COSTS studio equipment and hire £ 5,000
Annual income (before tax) £600k –£1.25 million
The superstar DJs can fill huge stadiums and their agents and managers have to refuse gigs, to stop them burning out. The fees then go up as the workload goes down, but your health should improve quite a bit by this stage! This is the time that you can benefit from the care and attention you have put into your brand, and extend it out into lots of other avenues, where you will get paid simply from lending your name to concepts, products and ideas.
The real superstar DJs earn from £5m to £20 million a year. Calvin Harris has grossed over around $50 million in each of the last five years.

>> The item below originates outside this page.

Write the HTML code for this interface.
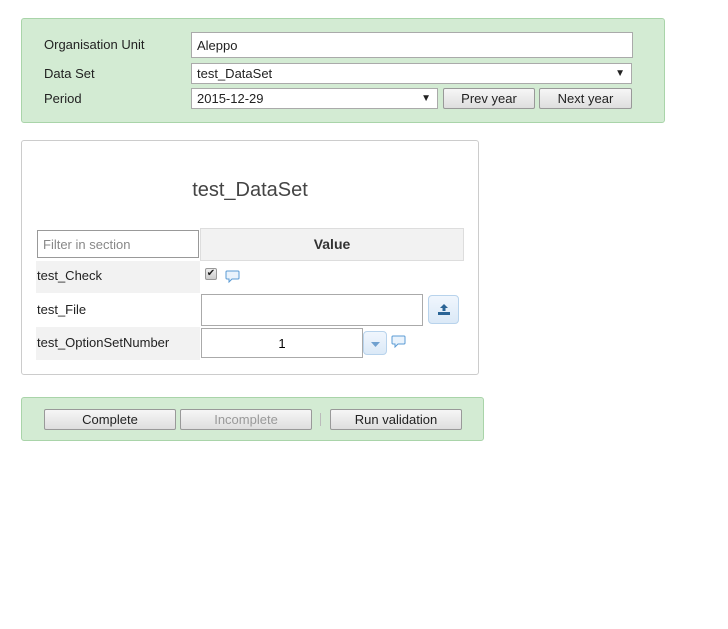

Gigs: The gigs are now huge and they have to be so the promoter can afford to pay you. But with fees from £10k to £25k just for a couple of hours at the big festivals, you only need work one night a week at the top fee level of say £25,000 to pull in £1.25m a year. £ 1,250,000
Expenses: The promoter will be happy to stump up for all your travel and other expenses and your riders should certainly have more pampering than just a free drinks tab.
Manager. Your entourage has probably grown quite a bit by now. most superstar DJs will have added their own publicity people, plus Social Media experts and all manner of hangers on. The best of these don't come cheap, but they will help you get even more income and be well worth the amount they will cost you, around £100,000.
Extras: Product endorsement revenue can be very lucrative, the fees are always very negotiiable.
Sponsorship & endorsements £500,000
One Nighters £250,000
+Record Sales £100,000
Annual income (before tax) £4m–£50m
The above are all very approximate and are offered just as to a guide of the kind of figures you might expect to earn.